#### WHAT THE TASK REQUIRES:
Filter the entries below, keeping every line that has the word "screenshot".

#### ENTRIES SUPPLIED:
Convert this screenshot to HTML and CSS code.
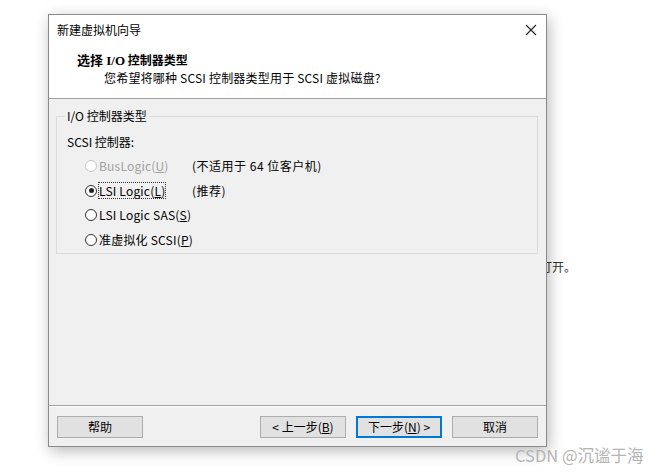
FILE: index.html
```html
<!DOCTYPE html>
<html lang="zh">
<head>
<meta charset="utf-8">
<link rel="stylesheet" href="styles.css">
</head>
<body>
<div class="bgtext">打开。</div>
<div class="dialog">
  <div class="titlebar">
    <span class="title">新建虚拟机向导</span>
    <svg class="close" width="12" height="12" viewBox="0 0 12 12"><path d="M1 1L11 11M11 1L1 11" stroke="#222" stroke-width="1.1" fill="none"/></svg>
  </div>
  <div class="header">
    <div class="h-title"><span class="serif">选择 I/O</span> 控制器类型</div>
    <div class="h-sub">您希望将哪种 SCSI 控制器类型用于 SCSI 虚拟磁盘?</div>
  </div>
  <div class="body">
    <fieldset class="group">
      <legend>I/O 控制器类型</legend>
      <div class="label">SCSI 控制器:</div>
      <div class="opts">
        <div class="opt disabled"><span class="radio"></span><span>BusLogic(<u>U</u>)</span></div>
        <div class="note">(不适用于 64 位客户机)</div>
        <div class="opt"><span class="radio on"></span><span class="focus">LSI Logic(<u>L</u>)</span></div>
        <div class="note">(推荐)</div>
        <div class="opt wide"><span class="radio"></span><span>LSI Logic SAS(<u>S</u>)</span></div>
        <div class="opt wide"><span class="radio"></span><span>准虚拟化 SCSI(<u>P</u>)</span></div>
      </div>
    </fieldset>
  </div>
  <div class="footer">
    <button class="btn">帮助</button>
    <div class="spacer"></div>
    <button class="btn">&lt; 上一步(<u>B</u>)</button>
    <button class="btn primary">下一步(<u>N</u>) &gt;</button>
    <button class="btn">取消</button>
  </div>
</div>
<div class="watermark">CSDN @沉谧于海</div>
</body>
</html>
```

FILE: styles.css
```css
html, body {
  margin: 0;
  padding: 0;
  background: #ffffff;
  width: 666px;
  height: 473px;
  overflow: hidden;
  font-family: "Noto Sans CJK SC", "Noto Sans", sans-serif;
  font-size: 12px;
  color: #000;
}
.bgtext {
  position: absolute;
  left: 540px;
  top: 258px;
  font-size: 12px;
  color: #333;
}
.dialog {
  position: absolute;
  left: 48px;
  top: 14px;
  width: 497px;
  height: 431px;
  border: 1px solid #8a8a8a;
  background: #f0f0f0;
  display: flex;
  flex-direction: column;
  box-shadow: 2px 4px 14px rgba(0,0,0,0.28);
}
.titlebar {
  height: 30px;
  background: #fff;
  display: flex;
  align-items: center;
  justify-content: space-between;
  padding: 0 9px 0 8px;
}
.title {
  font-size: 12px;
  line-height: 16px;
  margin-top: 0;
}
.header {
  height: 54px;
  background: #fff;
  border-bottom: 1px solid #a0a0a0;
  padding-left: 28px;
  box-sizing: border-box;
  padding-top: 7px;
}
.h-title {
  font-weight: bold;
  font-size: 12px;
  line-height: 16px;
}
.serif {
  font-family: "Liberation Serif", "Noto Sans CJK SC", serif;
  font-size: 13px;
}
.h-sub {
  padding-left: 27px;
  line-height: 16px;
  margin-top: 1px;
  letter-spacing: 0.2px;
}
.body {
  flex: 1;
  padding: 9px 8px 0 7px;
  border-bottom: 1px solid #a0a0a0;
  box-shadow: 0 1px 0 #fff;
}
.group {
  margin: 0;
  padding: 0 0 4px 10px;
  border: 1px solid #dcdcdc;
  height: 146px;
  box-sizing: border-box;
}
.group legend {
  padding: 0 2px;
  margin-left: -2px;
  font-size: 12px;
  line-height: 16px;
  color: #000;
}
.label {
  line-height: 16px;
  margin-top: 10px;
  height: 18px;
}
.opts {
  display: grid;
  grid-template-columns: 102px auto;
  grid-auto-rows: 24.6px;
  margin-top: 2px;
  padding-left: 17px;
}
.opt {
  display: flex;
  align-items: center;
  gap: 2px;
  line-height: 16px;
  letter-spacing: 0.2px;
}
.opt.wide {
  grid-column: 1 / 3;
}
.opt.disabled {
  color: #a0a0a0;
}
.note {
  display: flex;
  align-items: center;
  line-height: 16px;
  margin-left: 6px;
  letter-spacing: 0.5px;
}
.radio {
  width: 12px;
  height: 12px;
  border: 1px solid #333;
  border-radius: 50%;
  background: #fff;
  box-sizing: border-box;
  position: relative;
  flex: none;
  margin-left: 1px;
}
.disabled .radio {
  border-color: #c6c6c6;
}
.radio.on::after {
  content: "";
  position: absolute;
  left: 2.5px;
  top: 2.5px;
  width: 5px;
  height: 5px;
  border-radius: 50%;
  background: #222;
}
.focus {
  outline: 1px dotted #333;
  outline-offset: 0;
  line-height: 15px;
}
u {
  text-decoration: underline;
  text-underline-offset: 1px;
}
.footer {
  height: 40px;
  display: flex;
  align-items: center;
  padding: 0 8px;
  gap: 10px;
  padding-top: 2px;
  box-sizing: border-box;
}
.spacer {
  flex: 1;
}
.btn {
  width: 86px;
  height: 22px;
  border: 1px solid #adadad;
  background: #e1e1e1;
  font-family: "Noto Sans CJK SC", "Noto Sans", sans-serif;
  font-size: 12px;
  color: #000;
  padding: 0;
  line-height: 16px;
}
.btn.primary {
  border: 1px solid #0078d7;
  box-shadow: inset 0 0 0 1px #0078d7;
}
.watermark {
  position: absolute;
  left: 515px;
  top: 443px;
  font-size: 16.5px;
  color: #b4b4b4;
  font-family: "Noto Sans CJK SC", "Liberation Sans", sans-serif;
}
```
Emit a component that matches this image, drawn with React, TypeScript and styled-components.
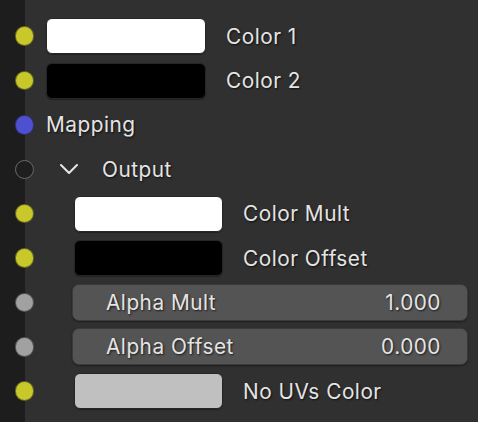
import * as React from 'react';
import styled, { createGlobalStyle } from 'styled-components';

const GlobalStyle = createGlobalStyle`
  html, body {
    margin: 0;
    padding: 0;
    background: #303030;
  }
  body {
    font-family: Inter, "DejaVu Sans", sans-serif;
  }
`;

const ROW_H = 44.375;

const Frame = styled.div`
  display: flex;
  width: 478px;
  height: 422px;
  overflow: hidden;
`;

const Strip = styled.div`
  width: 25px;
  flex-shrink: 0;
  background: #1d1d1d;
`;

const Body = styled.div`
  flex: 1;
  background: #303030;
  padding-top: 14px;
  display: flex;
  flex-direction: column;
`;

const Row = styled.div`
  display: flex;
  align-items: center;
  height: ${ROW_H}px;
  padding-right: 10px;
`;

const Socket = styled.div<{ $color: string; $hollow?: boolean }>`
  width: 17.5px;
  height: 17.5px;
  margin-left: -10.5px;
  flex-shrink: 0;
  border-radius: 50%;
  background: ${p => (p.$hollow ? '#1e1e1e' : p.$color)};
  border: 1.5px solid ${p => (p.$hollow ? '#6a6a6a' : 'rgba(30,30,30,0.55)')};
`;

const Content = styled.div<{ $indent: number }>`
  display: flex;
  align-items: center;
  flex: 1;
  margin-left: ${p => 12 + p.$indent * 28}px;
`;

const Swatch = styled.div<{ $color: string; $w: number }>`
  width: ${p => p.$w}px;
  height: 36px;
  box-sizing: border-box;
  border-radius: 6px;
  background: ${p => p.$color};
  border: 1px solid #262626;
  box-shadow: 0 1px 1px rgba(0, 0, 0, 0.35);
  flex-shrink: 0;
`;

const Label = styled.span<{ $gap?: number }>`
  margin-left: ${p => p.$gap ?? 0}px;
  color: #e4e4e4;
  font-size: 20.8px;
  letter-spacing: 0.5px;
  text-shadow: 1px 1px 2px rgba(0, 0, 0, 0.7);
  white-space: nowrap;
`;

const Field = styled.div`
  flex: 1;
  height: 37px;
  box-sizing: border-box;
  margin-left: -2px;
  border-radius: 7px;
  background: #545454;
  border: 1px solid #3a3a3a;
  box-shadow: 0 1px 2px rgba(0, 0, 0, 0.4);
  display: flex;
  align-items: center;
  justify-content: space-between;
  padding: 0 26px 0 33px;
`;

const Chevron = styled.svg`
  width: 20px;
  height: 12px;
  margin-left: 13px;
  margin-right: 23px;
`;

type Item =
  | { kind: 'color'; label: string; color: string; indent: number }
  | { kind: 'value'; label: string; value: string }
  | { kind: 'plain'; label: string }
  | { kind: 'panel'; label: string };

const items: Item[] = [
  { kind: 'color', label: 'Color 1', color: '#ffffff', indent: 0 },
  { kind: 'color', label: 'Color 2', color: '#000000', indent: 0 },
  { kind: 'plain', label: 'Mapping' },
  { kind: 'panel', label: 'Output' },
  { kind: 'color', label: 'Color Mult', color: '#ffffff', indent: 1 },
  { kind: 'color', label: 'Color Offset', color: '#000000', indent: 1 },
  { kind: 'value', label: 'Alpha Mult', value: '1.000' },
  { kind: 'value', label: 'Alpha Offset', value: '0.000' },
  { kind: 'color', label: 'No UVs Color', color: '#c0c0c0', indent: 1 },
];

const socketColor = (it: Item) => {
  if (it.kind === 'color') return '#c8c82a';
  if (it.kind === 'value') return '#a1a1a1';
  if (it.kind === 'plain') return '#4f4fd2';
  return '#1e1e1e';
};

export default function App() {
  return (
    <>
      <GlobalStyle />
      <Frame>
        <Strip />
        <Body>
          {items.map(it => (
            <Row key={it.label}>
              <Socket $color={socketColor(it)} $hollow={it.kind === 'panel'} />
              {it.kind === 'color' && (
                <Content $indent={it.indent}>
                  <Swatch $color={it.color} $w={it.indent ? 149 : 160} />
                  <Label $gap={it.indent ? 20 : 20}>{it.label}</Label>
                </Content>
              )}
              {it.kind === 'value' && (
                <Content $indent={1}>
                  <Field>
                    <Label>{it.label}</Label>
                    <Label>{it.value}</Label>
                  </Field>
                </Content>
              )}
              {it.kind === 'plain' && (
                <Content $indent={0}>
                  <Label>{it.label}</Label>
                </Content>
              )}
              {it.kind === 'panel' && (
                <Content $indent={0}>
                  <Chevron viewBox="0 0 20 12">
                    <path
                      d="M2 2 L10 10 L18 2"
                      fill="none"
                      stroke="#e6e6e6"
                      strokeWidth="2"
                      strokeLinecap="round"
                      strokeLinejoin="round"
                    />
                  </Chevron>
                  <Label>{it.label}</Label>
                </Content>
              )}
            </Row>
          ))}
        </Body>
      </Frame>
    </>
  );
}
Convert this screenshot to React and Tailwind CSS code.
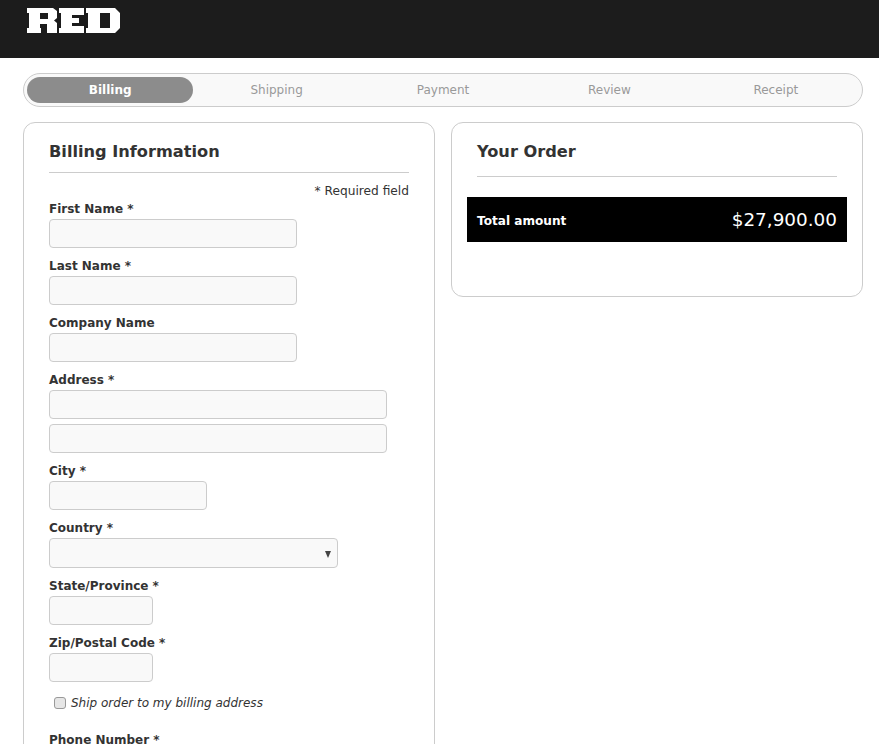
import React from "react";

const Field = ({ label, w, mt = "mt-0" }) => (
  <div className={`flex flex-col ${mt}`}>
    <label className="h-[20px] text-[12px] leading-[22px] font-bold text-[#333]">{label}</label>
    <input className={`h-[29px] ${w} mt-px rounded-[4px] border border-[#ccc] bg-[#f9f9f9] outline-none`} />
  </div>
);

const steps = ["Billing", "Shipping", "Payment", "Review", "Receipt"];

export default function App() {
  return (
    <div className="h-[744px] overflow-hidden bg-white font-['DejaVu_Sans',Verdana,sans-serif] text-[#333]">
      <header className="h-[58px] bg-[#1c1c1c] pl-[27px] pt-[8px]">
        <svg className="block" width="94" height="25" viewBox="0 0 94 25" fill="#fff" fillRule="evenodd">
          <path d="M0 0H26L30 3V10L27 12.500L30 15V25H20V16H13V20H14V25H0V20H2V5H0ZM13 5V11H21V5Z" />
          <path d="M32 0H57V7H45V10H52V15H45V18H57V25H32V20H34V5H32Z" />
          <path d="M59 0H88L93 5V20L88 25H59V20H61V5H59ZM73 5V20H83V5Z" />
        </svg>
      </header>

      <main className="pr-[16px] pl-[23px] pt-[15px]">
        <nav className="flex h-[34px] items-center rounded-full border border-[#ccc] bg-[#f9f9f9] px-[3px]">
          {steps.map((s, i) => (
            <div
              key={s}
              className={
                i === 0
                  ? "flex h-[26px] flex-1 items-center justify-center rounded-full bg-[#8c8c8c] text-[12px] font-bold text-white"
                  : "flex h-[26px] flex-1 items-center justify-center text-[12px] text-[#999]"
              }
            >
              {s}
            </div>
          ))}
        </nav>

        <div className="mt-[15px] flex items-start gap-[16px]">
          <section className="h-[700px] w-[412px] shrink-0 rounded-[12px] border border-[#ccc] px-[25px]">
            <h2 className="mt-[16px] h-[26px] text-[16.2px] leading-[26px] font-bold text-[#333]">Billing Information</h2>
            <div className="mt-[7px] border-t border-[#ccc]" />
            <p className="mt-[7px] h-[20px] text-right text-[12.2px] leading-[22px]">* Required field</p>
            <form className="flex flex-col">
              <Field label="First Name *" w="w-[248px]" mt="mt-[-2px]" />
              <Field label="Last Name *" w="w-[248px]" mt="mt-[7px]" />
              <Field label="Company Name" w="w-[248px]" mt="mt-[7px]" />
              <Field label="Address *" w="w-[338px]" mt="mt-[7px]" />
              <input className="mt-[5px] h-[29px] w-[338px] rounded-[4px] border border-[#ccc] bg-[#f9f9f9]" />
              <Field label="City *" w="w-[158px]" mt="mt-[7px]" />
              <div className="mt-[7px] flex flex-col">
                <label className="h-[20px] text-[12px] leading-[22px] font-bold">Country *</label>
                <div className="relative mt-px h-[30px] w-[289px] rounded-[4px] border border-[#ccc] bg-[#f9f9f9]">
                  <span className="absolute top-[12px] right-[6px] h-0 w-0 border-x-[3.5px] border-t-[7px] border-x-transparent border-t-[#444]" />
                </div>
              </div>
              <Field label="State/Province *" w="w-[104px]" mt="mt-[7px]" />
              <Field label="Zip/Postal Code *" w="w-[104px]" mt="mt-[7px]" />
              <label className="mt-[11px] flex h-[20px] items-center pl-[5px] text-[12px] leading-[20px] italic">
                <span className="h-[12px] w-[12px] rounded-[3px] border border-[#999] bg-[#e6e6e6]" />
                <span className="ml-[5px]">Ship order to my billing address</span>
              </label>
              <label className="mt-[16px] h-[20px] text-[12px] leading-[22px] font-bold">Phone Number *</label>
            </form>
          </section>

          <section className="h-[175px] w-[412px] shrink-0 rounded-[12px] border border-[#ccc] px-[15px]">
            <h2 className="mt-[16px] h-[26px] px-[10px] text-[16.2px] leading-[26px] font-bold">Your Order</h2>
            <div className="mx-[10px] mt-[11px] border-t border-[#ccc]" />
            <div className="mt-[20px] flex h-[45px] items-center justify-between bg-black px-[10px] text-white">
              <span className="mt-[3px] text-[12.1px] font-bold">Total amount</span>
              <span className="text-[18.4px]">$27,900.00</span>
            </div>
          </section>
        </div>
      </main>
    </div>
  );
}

#### REPLY:
Convert this screenshot to HTML and CSS code.
Convert this screenshot to React and Tailwind CSS code.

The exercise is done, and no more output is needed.